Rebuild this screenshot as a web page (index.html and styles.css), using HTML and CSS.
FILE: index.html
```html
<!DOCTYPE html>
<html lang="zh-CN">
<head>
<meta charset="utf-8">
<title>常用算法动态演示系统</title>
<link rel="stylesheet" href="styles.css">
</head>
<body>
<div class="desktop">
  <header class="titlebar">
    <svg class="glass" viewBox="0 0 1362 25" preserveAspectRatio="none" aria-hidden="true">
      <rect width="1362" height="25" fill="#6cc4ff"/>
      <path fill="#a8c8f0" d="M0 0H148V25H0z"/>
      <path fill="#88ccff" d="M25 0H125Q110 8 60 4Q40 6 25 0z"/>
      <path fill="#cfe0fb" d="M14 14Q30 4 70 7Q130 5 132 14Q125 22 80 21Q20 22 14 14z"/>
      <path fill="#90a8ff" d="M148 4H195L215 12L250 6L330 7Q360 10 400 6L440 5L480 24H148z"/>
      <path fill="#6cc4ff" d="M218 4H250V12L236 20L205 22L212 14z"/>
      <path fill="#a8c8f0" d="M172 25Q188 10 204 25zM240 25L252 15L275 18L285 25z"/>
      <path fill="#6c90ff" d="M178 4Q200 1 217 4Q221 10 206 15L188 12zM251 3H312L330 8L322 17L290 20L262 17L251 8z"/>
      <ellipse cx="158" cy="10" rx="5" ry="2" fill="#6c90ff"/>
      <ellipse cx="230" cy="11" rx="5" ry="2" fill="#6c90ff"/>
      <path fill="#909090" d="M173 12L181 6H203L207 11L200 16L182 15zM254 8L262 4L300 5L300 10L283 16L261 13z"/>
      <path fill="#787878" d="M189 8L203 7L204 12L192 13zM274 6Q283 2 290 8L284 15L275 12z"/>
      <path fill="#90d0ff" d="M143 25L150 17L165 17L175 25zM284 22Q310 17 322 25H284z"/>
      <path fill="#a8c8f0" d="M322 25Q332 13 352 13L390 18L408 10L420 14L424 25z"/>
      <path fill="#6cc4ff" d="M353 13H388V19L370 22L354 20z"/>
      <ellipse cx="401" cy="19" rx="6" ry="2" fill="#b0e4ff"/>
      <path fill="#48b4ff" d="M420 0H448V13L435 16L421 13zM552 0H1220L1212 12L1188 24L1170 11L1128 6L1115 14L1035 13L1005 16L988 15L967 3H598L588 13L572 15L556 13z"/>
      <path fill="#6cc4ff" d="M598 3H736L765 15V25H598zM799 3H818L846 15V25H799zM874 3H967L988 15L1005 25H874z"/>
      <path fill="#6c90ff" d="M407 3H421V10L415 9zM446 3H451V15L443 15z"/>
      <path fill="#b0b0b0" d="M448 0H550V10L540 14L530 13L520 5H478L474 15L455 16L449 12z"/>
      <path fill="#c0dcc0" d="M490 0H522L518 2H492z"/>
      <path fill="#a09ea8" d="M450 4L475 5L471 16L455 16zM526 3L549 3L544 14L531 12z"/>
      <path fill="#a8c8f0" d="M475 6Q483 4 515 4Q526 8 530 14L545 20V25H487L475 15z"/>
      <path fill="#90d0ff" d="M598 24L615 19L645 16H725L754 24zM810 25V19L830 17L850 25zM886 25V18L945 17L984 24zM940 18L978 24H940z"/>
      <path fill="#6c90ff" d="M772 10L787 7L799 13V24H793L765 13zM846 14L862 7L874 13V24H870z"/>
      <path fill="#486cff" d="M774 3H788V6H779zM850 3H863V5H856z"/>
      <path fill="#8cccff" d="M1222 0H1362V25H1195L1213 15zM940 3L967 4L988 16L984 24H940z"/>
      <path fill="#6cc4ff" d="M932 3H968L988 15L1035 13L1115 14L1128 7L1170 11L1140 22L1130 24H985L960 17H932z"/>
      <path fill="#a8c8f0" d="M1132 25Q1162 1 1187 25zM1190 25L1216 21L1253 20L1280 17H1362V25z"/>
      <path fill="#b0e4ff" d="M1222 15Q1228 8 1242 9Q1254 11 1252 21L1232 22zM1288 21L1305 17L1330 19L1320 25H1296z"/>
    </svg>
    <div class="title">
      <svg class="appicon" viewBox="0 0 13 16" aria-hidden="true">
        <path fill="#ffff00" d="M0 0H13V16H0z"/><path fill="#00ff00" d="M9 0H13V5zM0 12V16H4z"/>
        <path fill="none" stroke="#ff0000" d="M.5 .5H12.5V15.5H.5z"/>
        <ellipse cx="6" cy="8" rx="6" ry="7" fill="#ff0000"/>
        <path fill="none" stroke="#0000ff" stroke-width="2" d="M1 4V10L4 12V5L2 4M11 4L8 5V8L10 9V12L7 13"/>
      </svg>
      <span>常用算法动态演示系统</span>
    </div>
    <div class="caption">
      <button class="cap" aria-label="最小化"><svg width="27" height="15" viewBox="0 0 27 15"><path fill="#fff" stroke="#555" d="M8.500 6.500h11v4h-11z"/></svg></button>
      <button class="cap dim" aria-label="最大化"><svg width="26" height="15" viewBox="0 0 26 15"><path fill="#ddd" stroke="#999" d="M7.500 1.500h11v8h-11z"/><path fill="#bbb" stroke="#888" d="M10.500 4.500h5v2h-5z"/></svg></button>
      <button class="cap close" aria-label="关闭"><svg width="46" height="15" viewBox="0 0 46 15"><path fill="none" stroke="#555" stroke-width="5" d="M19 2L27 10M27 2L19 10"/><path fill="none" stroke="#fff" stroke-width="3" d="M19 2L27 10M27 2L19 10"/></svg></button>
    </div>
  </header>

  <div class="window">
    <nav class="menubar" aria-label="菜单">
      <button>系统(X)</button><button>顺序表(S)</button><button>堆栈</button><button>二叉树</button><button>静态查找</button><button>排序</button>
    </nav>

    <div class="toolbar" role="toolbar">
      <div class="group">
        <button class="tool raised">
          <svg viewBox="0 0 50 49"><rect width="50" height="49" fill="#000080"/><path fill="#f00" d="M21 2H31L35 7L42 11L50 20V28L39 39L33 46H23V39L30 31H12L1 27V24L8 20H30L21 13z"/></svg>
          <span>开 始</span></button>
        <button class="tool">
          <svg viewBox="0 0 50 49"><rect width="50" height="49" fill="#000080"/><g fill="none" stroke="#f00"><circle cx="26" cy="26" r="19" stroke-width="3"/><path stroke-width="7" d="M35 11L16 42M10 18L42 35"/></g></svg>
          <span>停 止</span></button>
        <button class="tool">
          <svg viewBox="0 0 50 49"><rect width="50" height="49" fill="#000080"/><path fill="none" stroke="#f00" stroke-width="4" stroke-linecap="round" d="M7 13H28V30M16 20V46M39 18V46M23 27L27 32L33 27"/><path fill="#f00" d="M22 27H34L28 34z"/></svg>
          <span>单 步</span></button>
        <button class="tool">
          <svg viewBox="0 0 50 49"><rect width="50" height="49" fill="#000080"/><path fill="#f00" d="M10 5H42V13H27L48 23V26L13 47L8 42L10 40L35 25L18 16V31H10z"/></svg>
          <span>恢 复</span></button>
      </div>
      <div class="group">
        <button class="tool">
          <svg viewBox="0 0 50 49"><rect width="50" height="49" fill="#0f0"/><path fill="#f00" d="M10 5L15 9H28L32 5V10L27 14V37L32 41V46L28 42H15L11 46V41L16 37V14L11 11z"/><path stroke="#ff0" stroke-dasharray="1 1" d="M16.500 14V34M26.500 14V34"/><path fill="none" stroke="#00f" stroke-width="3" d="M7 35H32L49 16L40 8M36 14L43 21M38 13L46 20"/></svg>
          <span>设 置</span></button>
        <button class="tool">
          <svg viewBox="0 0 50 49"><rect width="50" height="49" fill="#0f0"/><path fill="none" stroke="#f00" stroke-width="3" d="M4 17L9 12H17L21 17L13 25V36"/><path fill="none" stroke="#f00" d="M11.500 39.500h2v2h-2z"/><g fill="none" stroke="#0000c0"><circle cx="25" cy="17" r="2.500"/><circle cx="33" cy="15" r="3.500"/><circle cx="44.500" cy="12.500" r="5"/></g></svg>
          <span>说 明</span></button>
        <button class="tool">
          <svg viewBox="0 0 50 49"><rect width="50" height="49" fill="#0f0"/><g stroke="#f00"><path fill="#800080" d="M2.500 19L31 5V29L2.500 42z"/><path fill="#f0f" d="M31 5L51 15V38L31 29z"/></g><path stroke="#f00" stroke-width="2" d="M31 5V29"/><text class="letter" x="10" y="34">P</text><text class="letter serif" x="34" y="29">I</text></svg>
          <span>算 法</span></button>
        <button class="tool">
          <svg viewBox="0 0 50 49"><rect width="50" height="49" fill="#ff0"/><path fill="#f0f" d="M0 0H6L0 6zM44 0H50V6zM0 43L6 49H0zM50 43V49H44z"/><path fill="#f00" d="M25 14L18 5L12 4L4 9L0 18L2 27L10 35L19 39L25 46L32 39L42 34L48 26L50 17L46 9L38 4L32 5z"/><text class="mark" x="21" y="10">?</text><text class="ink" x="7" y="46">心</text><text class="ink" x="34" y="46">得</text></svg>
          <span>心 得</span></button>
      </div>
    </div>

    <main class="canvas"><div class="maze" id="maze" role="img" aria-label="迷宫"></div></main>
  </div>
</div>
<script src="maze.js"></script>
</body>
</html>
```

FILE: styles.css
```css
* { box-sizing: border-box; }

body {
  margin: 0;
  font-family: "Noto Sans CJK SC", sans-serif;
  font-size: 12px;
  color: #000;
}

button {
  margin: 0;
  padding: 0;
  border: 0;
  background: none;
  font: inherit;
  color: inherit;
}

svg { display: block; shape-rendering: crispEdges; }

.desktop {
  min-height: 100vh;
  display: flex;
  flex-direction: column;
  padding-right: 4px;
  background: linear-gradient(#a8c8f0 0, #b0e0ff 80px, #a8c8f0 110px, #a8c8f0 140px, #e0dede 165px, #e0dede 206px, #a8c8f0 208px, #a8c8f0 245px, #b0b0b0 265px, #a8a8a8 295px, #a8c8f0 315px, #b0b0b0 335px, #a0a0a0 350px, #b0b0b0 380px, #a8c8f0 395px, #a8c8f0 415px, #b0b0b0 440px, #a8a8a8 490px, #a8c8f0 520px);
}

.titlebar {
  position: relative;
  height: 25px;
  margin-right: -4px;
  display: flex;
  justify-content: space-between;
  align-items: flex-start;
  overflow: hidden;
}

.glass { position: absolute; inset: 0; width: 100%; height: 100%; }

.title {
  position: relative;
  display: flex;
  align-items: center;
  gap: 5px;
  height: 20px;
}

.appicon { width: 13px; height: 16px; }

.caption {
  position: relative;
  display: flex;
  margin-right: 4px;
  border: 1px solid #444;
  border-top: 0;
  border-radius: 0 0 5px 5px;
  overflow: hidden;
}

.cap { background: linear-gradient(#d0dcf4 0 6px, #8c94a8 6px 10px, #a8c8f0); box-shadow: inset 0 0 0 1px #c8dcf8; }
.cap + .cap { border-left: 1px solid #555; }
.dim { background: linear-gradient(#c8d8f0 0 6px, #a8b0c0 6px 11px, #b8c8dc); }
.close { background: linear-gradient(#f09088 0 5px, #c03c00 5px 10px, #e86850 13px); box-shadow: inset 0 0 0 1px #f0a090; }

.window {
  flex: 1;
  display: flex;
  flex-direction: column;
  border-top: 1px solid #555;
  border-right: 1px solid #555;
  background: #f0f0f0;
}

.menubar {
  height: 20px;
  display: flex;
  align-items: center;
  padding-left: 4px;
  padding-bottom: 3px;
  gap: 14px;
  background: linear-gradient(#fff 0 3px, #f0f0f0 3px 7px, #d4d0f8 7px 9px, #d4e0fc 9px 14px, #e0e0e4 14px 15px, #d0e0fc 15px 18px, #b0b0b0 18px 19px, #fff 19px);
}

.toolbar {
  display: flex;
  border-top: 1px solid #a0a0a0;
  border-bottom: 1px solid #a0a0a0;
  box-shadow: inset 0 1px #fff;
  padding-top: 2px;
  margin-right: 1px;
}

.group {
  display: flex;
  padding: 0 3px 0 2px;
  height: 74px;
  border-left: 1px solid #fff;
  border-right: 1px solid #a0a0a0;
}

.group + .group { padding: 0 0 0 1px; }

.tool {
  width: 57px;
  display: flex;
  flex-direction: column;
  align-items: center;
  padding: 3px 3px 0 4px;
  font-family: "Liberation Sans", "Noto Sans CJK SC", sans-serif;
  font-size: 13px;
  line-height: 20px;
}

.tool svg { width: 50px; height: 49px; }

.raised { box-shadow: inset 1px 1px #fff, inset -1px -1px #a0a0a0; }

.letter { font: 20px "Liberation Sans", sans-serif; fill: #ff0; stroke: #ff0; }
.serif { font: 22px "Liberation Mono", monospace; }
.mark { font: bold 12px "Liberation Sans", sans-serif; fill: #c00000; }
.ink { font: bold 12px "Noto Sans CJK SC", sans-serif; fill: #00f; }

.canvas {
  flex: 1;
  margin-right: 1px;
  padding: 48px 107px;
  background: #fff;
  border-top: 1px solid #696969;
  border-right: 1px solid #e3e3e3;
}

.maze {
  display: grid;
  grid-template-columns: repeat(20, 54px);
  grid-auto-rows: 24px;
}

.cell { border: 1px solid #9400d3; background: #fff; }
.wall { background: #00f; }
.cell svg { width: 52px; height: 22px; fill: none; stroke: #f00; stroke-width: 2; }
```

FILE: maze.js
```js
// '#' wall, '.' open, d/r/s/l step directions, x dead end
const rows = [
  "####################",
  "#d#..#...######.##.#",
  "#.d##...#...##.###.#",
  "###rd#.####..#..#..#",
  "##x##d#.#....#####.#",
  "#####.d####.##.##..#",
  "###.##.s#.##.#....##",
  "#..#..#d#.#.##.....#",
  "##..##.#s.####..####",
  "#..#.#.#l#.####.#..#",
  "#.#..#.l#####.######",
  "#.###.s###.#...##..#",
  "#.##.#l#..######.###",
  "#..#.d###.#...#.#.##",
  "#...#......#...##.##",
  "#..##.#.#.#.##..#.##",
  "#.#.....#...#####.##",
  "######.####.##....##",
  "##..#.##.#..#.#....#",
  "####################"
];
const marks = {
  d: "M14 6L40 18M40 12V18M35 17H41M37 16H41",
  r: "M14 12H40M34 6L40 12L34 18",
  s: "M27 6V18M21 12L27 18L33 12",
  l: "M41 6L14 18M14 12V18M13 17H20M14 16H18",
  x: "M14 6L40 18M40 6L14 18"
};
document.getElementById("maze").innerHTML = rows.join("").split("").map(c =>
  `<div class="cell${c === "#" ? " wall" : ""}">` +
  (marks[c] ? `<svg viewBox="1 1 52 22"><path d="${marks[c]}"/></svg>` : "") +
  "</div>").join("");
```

:::

**Required work**
Check each line above for the word "index" and copy the ones that have it.

**Written response**
Rebuild this screenshot as a web page (index.html and styles.css), using HTML and CSS.
FILE: index.html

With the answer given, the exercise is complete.